* BEGIN *
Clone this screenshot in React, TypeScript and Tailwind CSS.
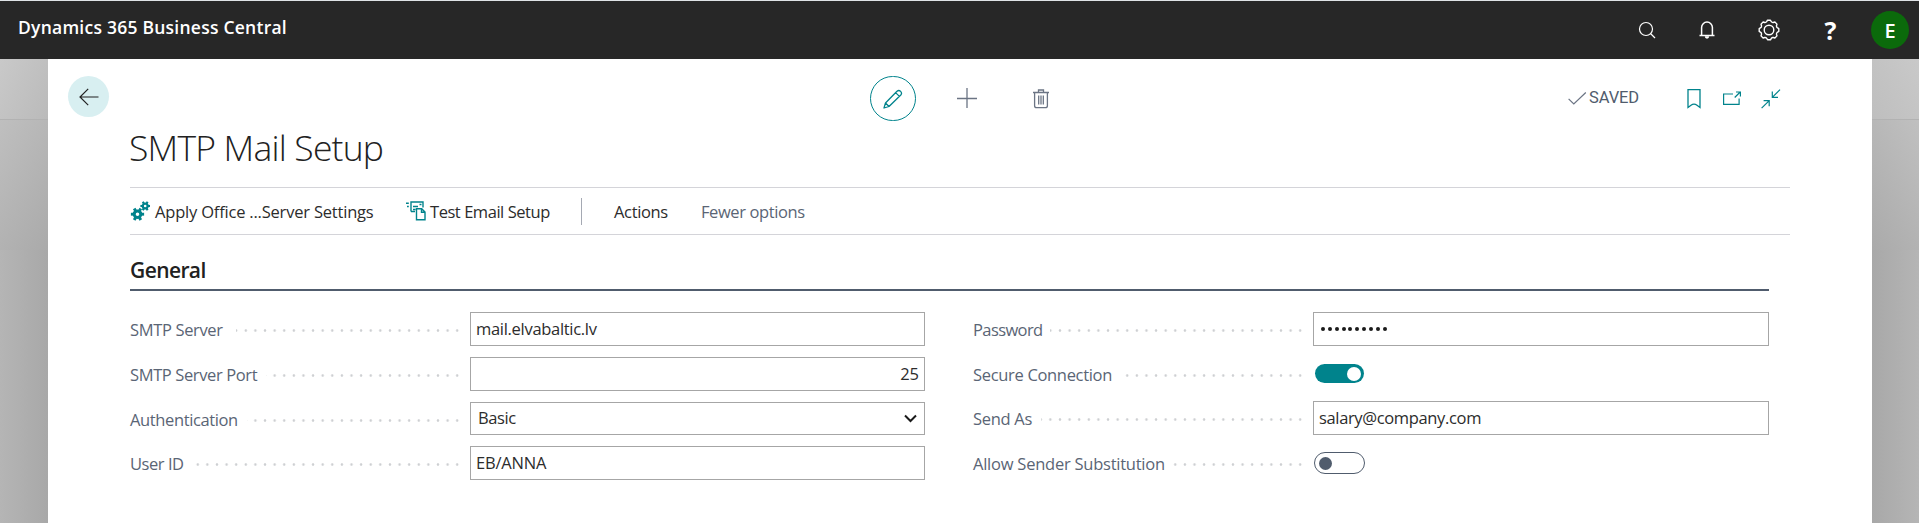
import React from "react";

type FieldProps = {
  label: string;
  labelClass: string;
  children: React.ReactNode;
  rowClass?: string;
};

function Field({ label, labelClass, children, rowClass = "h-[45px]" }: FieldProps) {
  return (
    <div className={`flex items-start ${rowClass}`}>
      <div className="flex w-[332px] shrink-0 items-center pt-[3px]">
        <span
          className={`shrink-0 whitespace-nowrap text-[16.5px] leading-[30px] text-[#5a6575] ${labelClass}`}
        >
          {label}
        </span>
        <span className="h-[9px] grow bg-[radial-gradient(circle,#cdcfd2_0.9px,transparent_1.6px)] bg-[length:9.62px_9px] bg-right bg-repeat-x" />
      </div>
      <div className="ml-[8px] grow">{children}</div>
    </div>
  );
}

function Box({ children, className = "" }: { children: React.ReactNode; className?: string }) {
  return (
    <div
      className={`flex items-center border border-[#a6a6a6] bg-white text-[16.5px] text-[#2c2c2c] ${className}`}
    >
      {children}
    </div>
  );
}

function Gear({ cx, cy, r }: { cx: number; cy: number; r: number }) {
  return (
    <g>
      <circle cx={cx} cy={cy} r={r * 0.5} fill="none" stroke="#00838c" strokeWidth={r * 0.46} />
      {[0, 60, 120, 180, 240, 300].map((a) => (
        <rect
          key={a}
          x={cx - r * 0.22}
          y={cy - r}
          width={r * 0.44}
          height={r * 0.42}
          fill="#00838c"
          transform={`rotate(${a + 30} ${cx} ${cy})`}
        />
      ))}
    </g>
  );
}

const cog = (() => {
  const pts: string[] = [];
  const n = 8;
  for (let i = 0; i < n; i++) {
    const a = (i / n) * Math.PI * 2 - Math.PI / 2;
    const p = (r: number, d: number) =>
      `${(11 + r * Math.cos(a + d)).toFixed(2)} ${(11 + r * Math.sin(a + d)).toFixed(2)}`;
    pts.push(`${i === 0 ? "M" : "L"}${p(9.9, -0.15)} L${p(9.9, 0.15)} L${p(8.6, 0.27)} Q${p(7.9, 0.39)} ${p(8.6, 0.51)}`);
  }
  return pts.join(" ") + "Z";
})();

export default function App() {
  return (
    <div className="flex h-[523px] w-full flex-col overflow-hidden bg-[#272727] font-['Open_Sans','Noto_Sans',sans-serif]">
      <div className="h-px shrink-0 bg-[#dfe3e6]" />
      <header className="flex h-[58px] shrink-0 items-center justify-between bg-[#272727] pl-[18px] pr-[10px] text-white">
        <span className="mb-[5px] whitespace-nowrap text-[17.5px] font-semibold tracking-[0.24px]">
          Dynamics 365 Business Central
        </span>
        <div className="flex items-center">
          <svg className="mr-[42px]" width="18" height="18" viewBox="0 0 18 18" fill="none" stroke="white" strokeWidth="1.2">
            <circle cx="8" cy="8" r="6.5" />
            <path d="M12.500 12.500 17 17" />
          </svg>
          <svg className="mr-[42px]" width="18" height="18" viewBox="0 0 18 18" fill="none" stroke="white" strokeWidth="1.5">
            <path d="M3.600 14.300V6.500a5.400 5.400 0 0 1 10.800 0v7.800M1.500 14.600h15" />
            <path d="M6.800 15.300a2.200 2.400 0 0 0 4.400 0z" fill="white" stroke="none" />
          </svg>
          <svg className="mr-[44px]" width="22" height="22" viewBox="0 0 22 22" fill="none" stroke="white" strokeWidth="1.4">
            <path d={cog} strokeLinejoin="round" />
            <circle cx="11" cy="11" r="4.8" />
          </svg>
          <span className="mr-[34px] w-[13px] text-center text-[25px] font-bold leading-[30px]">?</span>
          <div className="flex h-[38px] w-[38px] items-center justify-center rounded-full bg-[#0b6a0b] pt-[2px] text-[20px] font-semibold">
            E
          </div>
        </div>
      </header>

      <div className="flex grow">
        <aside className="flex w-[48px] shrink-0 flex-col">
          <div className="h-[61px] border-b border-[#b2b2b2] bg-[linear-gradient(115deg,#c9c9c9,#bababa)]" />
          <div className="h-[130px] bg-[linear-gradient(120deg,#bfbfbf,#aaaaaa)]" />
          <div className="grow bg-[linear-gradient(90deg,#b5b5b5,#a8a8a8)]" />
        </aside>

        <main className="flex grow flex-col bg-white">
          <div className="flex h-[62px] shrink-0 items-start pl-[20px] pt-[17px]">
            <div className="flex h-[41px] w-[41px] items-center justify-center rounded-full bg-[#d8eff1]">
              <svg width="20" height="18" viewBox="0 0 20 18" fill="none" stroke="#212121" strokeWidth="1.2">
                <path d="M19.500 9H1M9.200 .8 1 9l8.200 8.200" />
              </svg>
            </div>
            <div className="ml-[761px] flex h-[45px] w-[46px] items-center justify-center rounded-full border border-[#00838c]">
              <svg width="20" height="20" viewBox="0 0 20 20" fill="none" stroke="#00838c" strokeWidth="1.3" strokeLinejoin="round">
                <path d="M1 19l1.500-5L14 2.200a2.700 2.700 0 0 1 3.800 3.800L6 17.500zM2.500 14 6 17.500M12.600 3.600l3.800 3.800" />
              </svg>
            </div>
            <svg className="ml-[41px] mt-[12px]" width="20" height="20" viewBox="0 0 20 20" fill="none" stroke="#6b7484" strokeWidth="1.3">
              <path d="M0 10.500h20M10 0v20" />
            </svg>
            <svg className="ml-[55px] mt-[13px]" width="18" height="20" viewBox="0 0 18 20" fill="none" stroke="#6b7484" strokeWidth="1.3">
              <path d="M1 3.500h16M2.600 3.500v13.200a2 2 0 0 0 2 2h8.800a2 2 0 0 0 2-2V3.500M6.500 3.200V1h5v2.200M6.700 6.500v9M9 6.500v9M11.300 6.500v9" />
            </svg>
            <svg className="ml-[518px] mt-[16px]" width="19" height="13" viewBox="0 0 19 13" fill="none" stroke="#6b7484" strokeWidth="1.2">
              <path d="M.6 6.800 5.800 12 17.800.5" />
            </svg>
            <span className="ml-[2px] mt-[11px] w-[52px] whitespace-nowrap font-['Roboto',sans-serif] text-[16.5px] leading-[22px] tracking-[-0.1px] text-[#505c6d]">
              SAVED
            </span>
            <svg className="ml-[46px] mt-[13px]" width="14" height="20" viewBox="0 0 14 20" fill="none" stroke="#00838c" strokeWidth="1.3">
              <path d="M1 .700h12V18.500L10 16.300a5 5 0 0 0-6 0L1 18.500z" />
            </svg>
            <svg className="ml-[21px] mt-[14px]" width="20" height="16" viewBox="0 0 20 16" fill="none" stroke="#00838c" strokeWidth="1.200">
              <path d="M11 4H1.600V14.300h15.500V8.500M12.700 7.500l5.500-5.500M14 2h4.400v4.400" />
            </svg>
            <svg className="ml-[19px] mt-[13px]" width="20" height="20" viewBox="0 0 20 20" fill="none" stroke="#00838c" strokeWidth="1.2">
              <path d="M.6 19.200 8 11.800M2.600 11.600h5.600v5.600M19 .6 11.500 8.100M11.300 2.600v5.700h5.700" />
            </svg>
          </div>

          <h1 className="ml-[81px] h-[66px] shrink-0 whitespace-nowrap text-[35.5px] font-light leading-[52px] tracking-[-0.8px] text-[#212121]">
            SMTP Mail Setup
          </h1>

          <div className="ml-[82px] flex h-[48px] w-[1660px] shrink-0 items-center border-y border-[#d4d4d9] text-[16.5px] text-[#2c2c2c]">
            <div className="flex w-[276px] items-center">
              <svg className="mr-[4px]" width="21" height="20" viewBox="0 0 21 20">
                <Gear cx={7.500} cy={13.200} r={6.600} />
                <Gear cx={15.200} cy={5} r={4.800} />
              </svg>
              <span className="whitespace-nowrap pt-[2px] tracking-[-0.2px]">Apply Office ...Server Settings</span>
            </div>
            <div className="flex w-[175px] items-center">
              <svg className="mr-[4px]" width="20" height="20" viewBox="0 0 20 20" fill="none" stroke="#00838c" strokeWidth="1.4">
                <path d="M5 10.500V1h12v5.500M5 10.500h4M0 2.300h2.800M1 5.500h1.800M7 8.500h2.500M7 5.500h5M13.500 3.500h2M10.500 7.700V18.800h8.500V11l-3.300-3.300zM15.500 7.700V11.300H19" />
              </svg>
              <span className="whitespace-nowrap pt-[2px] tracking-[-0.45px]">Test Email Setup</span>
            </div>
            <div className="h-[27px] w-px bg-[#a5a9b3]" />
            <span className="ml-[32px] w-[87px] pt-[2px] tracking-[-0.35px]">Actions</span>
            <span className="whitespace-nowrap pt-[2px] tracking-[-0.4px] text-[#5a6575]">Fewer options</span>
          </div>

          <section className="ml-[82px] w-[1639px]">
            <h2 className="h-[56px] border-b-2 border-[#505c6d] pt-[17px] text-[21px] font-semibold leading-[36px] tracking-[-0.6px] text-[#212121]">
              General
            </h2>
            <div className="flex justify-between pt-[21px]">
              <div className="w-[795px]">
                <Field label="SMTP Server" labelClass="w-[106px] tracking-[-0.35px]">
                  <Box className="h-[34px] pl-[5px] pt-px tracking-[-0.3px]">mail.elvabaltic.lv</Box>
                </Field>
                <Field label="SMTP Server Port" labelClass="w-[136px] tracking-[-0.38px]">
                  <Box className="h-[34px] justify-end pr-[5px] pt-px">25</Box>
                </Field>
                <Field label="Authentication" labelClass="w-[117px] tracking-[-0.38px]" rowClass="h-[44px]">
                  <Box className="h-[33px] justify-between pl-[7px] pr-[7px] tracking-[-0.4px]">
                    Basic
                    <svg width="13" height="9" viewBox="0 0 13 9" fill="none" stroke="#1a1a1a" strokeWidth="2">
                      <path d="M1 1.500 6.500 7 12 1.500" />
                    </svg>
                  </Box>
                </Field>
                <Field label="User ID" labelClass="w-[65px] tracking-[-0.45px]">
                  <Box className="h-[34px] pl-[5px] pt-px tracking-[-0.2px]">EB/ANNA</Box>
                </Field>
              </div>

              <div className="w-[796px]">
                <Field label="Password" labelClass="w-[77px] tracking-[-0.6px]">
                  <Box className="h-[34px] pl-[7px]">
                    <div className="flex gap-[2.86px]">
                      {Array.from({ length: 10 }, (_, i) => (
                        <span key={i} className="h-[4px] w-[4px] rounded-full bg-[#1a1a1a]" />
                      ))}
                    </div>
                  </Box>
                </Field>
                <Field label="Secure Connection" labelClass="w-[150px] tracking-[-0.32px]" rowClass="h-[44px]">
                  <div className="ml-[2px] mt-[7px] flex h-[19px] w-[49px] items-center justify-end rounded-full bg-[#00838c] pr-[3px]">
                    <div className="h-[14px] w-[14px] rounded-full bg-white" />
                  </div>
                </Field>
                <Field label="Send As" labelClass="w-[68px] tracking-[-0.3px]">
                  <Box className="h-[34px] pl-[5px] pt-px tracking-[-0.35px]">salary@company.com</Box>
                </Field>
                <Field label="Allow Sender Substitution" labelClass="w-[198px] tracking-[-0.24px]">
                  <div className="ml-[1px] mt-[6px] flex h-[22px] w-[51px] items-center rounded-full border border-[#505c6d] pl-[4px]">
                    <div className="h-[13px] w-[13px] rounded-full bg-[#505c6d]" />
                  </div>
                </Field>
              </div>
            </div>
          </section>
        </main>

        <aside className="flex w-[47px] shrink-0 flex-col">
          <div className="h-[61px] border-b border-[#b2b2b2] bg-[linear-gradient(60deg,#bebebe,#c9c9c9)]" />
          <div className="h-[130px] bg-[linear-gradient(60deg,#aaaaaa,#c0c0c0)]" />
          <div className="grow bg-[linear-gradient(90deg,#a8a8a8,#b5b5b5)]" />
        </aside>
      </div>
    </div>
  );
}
* END *
CHALLENGE » Among the lines above, determine how many hold the word "React"; report the figure alone.

COMPLETE ANSWER » 4